Diamond in the Rough

This is a rather short work not like Anderson's usual stuff. It is a series of vignettes about "eternals", individuals who are destined to live forever. Anderson brings these immortals to life (pardon the pun) with his ever-journeying tales of the past and the far, far future. It is his extraordinary vision of the future and how, in the end, it is companionship and love that matter. Our bodies may face and we may become all mind (doubtful since our brains require sensory input in order to conceive most concepts)but we will always be human and need human relationships. This is one of those superior scifi books (like Pamela Sarents' THE SHORE OF WOMEN) which serve as reminders that amid the garbage and throw away pamphlets, there exists stories that still have the power to invoke wonder and awe.

Outstanding

The best SF book I've read in the last three or so years.
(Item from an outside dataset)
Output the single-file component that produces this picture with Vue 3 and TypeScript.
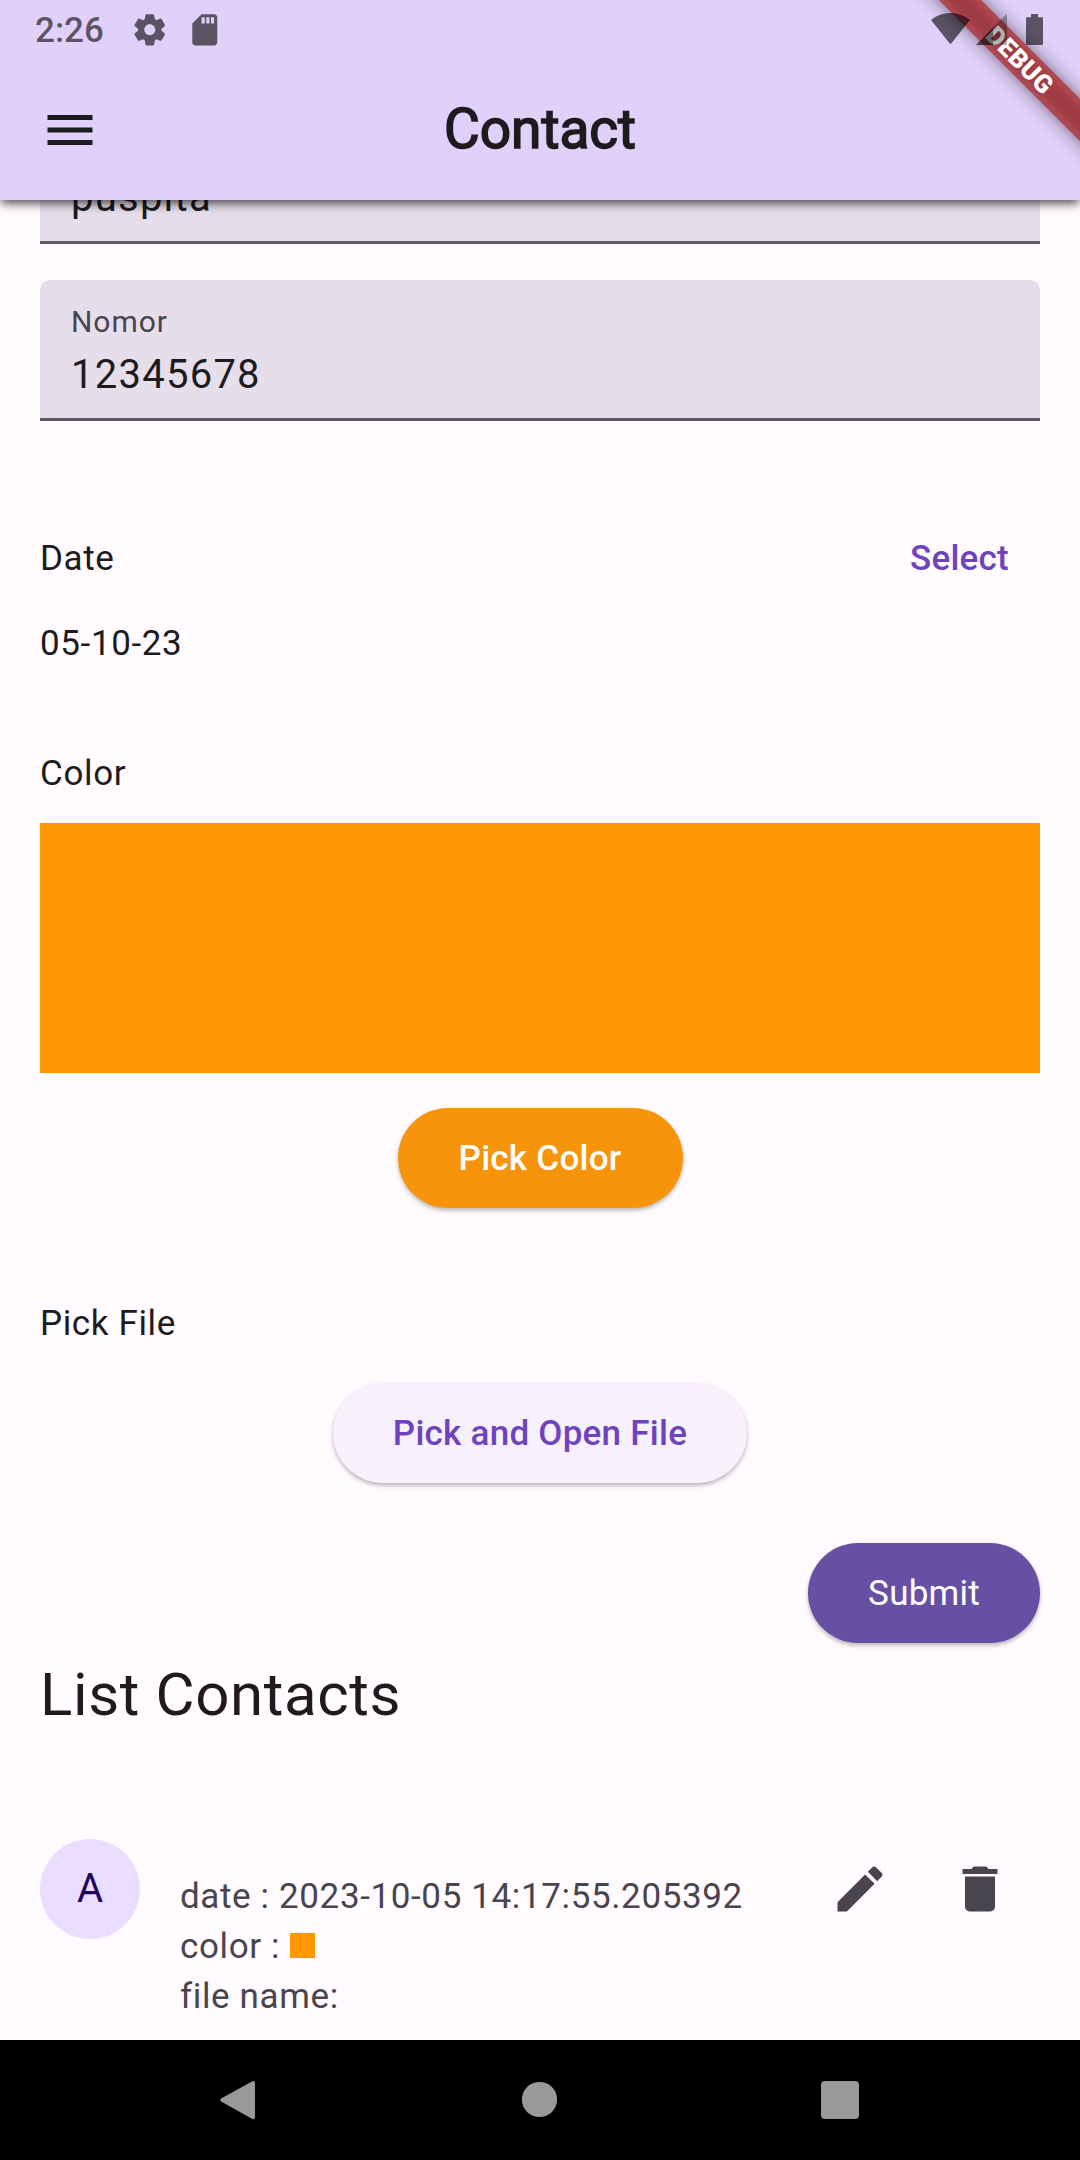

Immortality may seem to be a blessing, but when your spouse, children and friends all die before you, and when you must wander the earth for fear of being discovered and killed, the blessing seems faint indeed. In this historically accurate, episodic novel, Anderson introduces us to a series of immortals who strive to survive through the ages, and try to find a meaning and purpose in their life. The historically accurate settings vary from the shores of ancient Phoenicia to interstellar space, and watching how these characters reacted to the march of history was a treat indeed.